Наши ожидания сбылись. На следующее утро нам было объявлено, что урока словесности не будет, а вместо него к нам придет… сам Мудрох! Мы сразу поняли, что это неспроста. Действительно, в 11 часов утра в класс ввалилась грузная, большая фигура директора в сопровождении нашего классного наставника. Мудрох не взошел на кафедру, а остановился около нее и уставился пристальным взглядом на вставших при его появлении учеников. Так, молча, переведя взор с одного гимназиста на другого, он простоял несколько минут. Не думал ли он нас загипнотизировать? Затем директор откинулся назад, отставил одну ногу вперед и, засунув два пальца правой руки между жилетными пуговицами, начал своим противным скрипучим голосом:

— Я хочу с вами поговорить. У вас неправильные мысли в голове. Вы будете иметь неприятности. Но я еще вас спасу.

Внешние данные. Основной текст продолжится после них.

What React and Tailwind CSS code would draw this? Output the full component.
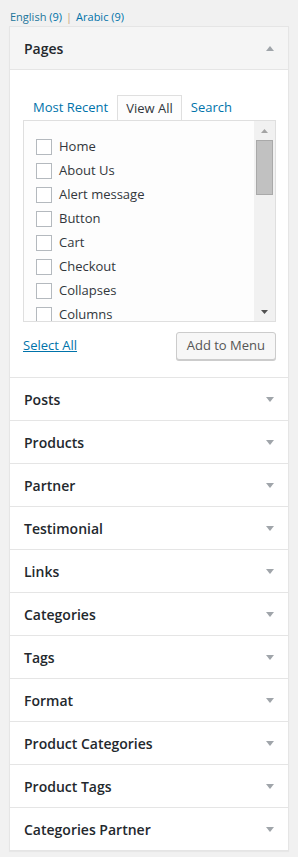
import React from 'react';

const pages = ['Home', 'About Us', 'Alert message', 'Button', 'Cart', 'Checkout', 'Collapses', 'Columns'];

const sections = [
  'Posts',
  'Products',
  'Partner',
  'Testimonial',
  'Links',
  'Categories',
  'Tags',
  'Format',
  'Product Categories',
  'Product Tags',
  'Categories Partner',
];

function Arrow({ up }) {
  return (
    <svg width="8" height="5" viewBox="0 0 8 5" className="shrink-0">
      {up ? <path d="M4 0 L8 5 L0 5 Z" fill="#a0a5aa" /> : <path d="M0 0 L8 0 L4 5 Z" fill="#a0a5aa" />}
    </svg>
  );
}

export default function App() {
  return (
    <div className="w-[298px] h-[857px] bg-[#f1f1f1] overflow-hidden font-['Open_Sans',sans-serif] text-[#23282d]">
      {/* language switch */}
      <div className="h-[26px] pl-[10px] pt-[9px] text-[11px] leading-[15px]">
        <span className="text-[#21759b]">English <span className="text-[#0073aa]">(9)</span></span>
        <span className="text-[#c8a07a] mx-[4px]">|</span>
        <span className="text-[#0073aa]">Arabic (9)</span>
      </div>

      <div className="ml-[9px] w-[280px] border border-[#e5e5e5] bg-white shadow-[0_1px_1px_rgba(0,0,0,0.04)]">
        {/* Pages section */}
        <div className="h-[43px] bg-[#f5f5f5] border-b border-[#e5e5e5] flex items-center justify-between px-[14px]">
          <span className="text-[14px] font-semibold">Pages</span>
          <Arrow up />
        </div>
        <div className="pl-[13px] pr-[12px] pt-[25px] pb-[17px]">
          <div className="flex text-[13px] leading-[18px]">
            <div className="pl-[10px] pr-[9px] pt-[3px] h-[24px] text-[#0073aa]">Most Recent</div>
            <div className="px-[8px] pt-[3px] h-[25px] border border-b-0 border-[#dfdfdf] bg-[#fdfdfd] text-[#32373c] relative z-10">View All</div>
            <div className="px-[9px] pt-[3px] h-[24px] text-[#0073aa]">Search</div>
          </div>
          <div className="h-[202px] border border-[#dfdfdf] bg-[#fdfdfd] flex">
            <div className="flex-1 overflow-hidden pl-[12px] pt-[14px]">
              {pages.map((p) => (
                <label key={p} className="h-[24px] flex items-center gap-[7px] text-[13px] text-[#32373c]">
                  <span className="w-[16px] h-[16px] border border-[#b4b9be] bg-white shrink-0" />
                  {p}
                </label>
              ))}
            </div>
            <div className="w-[21px] bg-[#f1f1f1] flex flex-col items-center">
              <div className="h-[19px] flex items-center justify-center">
                <svg width="7" height="4" viewBox="0 0 7 4"><path d="M3.5 0 L7 4 L0 4 Z" fill="#a3a3a3" /></svg>
              </div>
              <div className="w-[17px] h-[55px] bg-[#c1c1c1] border border-[#a9a9a9]" />
              <div className="flex-1" />
              <div className="h-[19px] flex items-center justify-center">
                <svg width="7" height="4" viewBox="0 0 7 4"><path d="M0 0 L7 0 L3.5 4 Z" fill="#505050" /></svg>
              </div>
            </div>
          </div>
          <div className="flex items-center justify-between mt-[10px]">
            <span className="text-[13px] text-[#0073aa] underline">Select All</span>
            <button className="h-[28px] px-[10px] text-[13px] text-[#555] bg-[#f7f7f7] border border-[#cccccc] rounded-[3px] shadow-[0_1px_0_#cccccc]">
              Add to Menu
            </button>
          </div>
        </div>

        {sections.map((s) => (
          <div key={s} className="h-[43px] border-t border-[#e5e5e5] flex items-center justify-between px-[14px]">
            <span className="text-[14px] font-semibold">{s}</span>
            <Arrow />
          </div>
        ))}
      </div>
    </div>
  );
}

Убежденный в магической силе своих слов, Мудрох стал длинно, нудно доказывать, каким счастьем для нас является быть «верными подданными его величества государя императора». Ссылаясь на собственный опыт, Мудрох рисовал самую мрачную картину политического хаоса, слабости, продажности, преступления, господствующих в странах с конституционным образом правления, и при этом все время повторял:

— Так есть в Австро-Венгерской империи.

И затем, в виде противопоставления, Мудрох широкими мазками набрасывал порядок, мощь, благополучие, неподкупность, процветание, господствующие в Российской империи, где нет никакой конституции, а есть только царь, считающий всех своих подданных своими «детьми». Он подымал при этом глаза к потолку и почти молитвенно складывал руки. Закончил Мудрох так:

— Я вам сказал, и вы должны меня слушать. А не послушаете — худо будет.

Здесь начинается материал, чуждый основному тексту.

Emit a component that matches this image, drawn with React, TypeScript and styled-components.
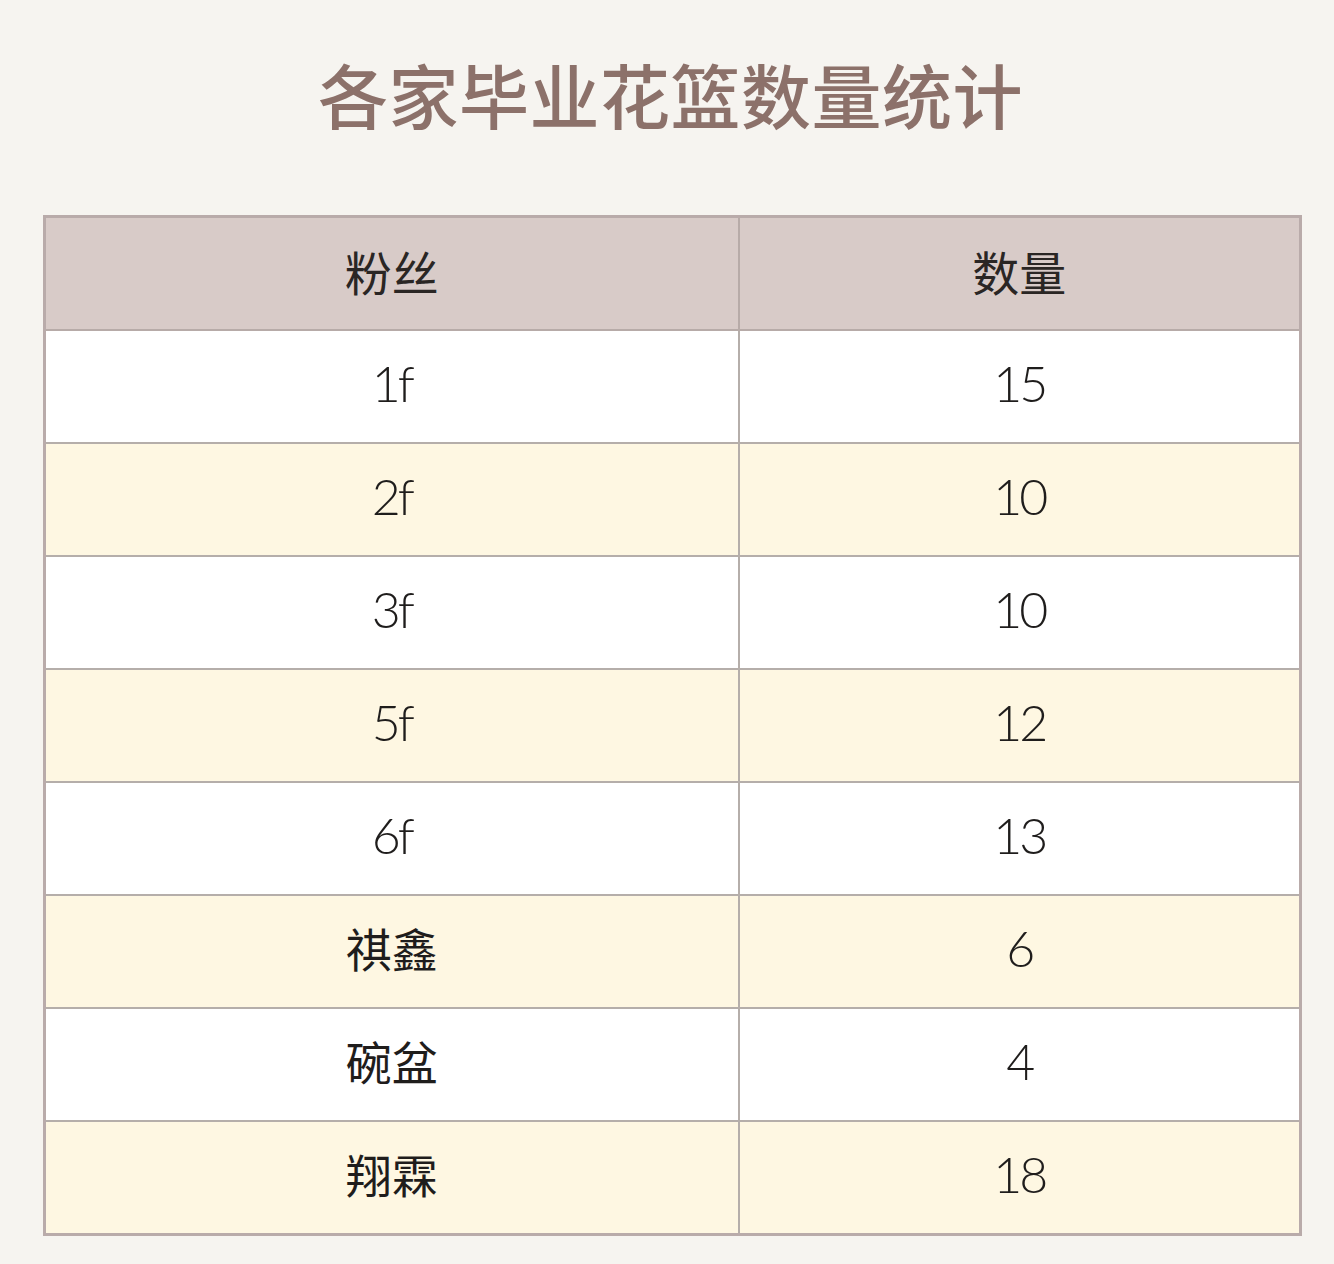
import React from "react";
import styled, { createGlobalStyle } from "styled-components";

const GlobalStyle = createGlobalStyle`
  html, body {
    margin: 0;
    padding: 0;
    background: #f6f4f0;
  }
  body {
    font-family: "Noto Sans CJK SC", "Noto Sans", sans-serif;
  }
`;

const Page = styled.div`
  width: 1334px;
  min-height: 1264px;
  background: #f6f4f0;
  display: flex;
  flex-direction: column;
  align-items: stretch;
  padding: 0 32px 0 43px;
  box-sizing: border-box;
`;

const Title = styled.h1`
  margin: 47px 0 0 0;
  height: 119px;
  text-align: center;
  font-family: "Noto Sans CJK SC", sans-serif;
  font-weight: 500;
  font-size: 70px;
  line-height: 94px;
  letter-spacing: 0.5px;
  color: #8c716a;
  padding-right: 4px;
`;

const Table = styled.table`
  width: 1259px;
  border-collapse: collapse;
  border: 3px solid #b9abaa;
  table-layout: fixed;
  margin-top: 49px;
`;

const HeadCell = styled.th`
  height: 104px;
  padding: 0 0 7px 0;
  background: #d8cbc8;
  border: 2px solid #b7aba8;
  font-family: "Noto Sans CJK SC", sans-serif;
  font-weight: 400;
  font-size: 47px;
  color: #2a2624;
  text-align: center;
  vertical-align: middle;
`;

const Row = styled.tr<{ $alt: boolean }>`
  background: ${(p) => (p.$alt ? "#fef7e2" : "#ffffff")};
`;

const Cell = styled.td<{ $latin: boolean }>`
  height: ${(p) => (p.$latin ? "104px" : "102px")};
  padding: 0 0 ${(p) => (p.$latin ? "7px" : "9px")} 0;
  border: 2px solid #b5aeaa;
  text-align: center;
  vertical-align: middle;
  color: #1f1d1c;
  font-family: ${(p) =>
    p.$latin ? "Lato, 'Noto Sans', sans-serif" : "'Noto Sans CJK SC', sans-serif"};
  font-size: ${(p) => (p.$latin ? "50px" : "46px")};
  font-weight: ${(p) => (p.$latin ? 300 : 400)};
  letter-spacing: ${(p) => (p.$latin ? "-3px" : "0")};
`;

const rows: [string, string][] = [
  ["1f", "15"],
  ["2f", "10"],
  ["3f", "10"],
  ["5f", "12"],
  ["6f", "13"],
  ["祺鑫", "6"],
  ["碗盆", "4"],
  ["翔霖", "18"],
];

const isLatin = (s: string) => /^[0-9a-zA-Z]+$/.test(s);

export default function App() {
  return (
    <>
      <GlobalStyle />
      <Page>
        <Title>各家毕业花篮数量统计</Title>
        <Table>
          <colgroup>
            <col style={{ width: "694px" }} />
            <col />
          </colgroup>
          <thead>
            <tr>
              <HeadCell>粉丝</HeadCell>
              <HeadCell>数量</HeadCell>
            </tr>
          </thead>
          <tbody>
            {rows.map(([name, count], i) => (
              <Row key={name} $alt={i % 2 === 1}>
                <Cell $latin={isLatin(name)}>{name}</Cell>
                <Cell $latin={true}>{count}</Cell>
              </Row>
            ))}
          </tbody>
        </Table>
      </Page>
    </>
  );
}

И затем, круто повернувшись, директор, не глядя ни на кого, величественно вышел из класса.

Как ни были мы тогда политически-наивны, но эффект от речи Мудроха получился совсем не тот, на который он, очевидно, рассчитывал. Нам трудно, конечно, было судить, насколько правильна нарисованная им картина австро-венгерских порядков, но зато порядки российские мы знали очень хорошо. И потому Олигер довольно правильно отразил общее настроение (у одних более, и других менее осознанное), когда после ухода директора смачно плюнул и с расстановкой бросил:

— У-у! Продажная шкура!

Рассказанная история имела своим последствием довольно чувствительные оргвыводы: половине класса была поставлена за год тройка за поведение (взыскание очень суровое по тем временам). В эту половину попал и я, а Олигера решено было исключить из гимназии. Отец Олигера, понимая, что это означало бы волчий билет для Николая, пустил в ход все свои связи и добился того, что Олигеру было предоставлено уйти из гимназии «по собственному желанию». Весной перед экзаменами он исчез из нашего класса а осенью уехал в Саратов, где поступил в химико-техническое училище. Около того же времени Бобылев перевелся в Петрозаводск, а Петросов — в Екатеринбург. Наш кружок распался, но память о событиях минувшей зимы осталась. В своем дневнике 18 сентября 1899 г. я и несколько высокопарно-романтических тонах писал:

«А какова была прошлая зима! Она явилась бурной, боевой эпохой в моей жизни, но сколько счастья в этих бурях и боях! Борьба мне доставляет огромное наслаждение».